L’idée a germé après avoir fait mes courses dans un supermarché où j’ai observé que pour les personnes âgées, souvent seule, cette activité devenait parfois compliquée à cause de leur âge, mais était surtout pour beaucoup seule sortie de la journée.
En parallèle, je côtoyais des étudiants cherchant des missions flexibles. Ce croisement de besoins a été mon déclic.
Créer votre entreprise, c’était une vocation, une obsession, une opportunité ou une nécessité ?
Un mélange des quatre ! C’était une vocation, car j’ai toujours eu des dizaines d’idées à la minute. Une obsession, parce que je n’ai pas lâché l’idée tant qu’elle n’était pas concrétisée. Une opportunité, car le marché était favorable. Et une nécessité, car je voulais participer à réinventer la façon dont nous considérons nos aînés dans notre société.
Quel fut l'avis de votre famille, de vos amis ?
Ils étaient très divisés ! Certains m’ont soutenue sans hésiter, tandis que d’autres étaient inquiets, surtout financièrement. J’ai su les rassurer rapidement.
Et j’ai surtout appris que la foi en soi est le meilleur moteur pour continuer à se surpasser.
Comment est-ce que vous avez passé le cap concrètement ?
J’ai commencé par tester l’idée à petite échelle. Une fois les premiers résultats obtenus, j’ai monté un business plan solide et cherché des partenaires. J’ai aussi beaucoup appris sur le tas, en ajustant le projet au fil des retours.
Quel a été votre investissement (temps, formation, argent) ?
Le temps est le plus gros investissement. J’y consacre tout mon temps depuis 3 ans maintenant. C’est le meilleur moyen d’avancer. Financièrement, j’avais quelques économies, 2000€ à peine, qui m’ont permis de créer un petit capital. J’ai également pu compter sur des subventions locales, en parallèle d’un modèle économique solide et viable qui naissait.
De l'envie de créer Mains d'Argent à sa création, combien de temps en tout et quelles étapes furent les plus dures ?

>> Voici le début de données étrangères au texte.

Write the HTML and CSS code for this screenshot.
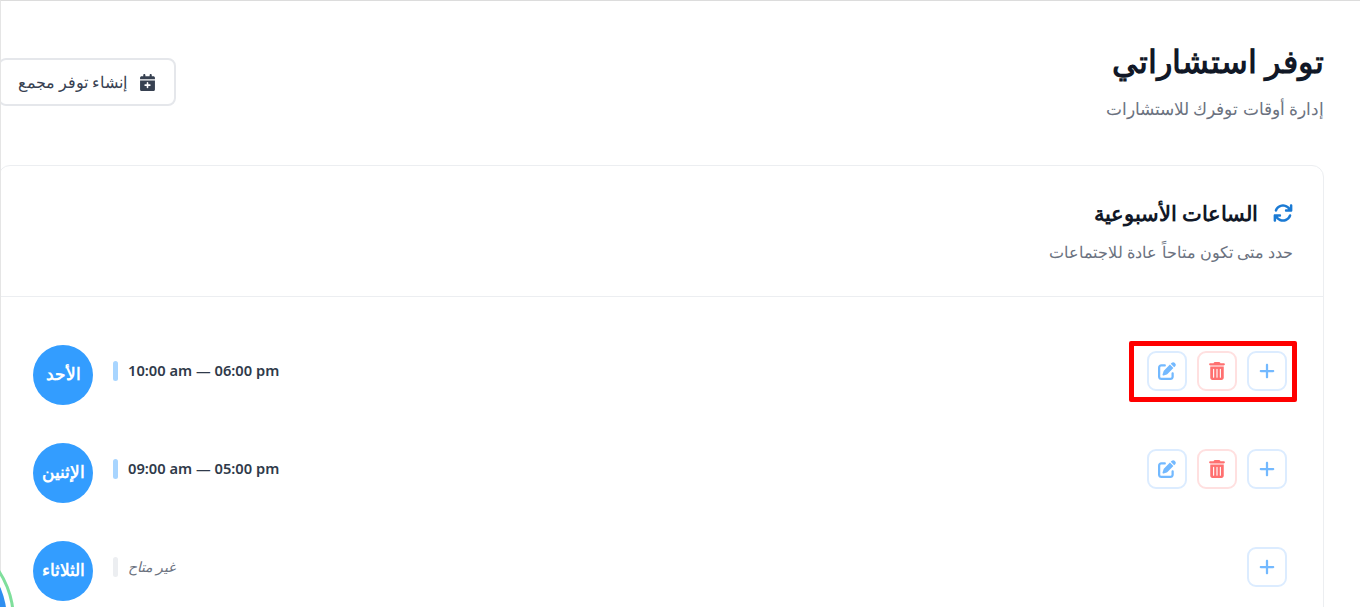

Environ un an. Le plus difficile a été de convaincre les premières enseignes partenaires. Il fallait les rassurer sur la viabilité du projet.
J’ai aussi rencontré beaucoup de difficultés lors des premiers recrutements. Personne ne nous forme à être manager, est les ressources humaines sont devenues pour moi l’aspect qui me demande le plus d’attention au quotidien en tant que cheffe d’entreprise.
Quelles sont les principales difficultés auxquelles vous avez dû faire face ?
La gestion des imprévus ! Entre les ajustements du modèle et les contraintes budgétaires, il a fallu rester adaptable en permanence.
Le fait d’être une femme a-t-il influencé votre façon de mener le projet ?
Je ne pense pas. Ma mission sociale était plus forte, je ressens encore aujourd’hui ce besoin vital de démontrer qu’on peut associer innovation et impact social, deux valeurs au cœur de mon entreprise.
Avez-vous perçu des différences de traitement selon votre sexe ?
Il m’est arrivé qu’on me prenne moins au sérieux. Je m’approche doucement de la 30aine (on me dit souvent que j’ai l’air d’en avoir 20), dans le social, solo-founder, je suis consciente que je dois redoubler d’efforts.
Mais j’ai appris à accepter cette singularité qui fait mon parcours. J’y apporte l’énergie nécessaire, sans m'épuiser, car tout cela n’est pas dépendant de ma volonté.
Créer sa boîte, c’est du bonheur ou du stress ?
Les deux ! On dit souvent que le métier d’entrepreneur c’est « gérer des problèmes au quotidien ». Ca annonce la couleur ! Mais je reste positive en lisant les témoignages positifs de personnes âgées qui bénéficient des Compagnons d’Emplettes.
Comme celui-ci, reçu ce matin par mail :
Bonjour, cela fait des mois que j'utilise votre service d'aides aux emplettes.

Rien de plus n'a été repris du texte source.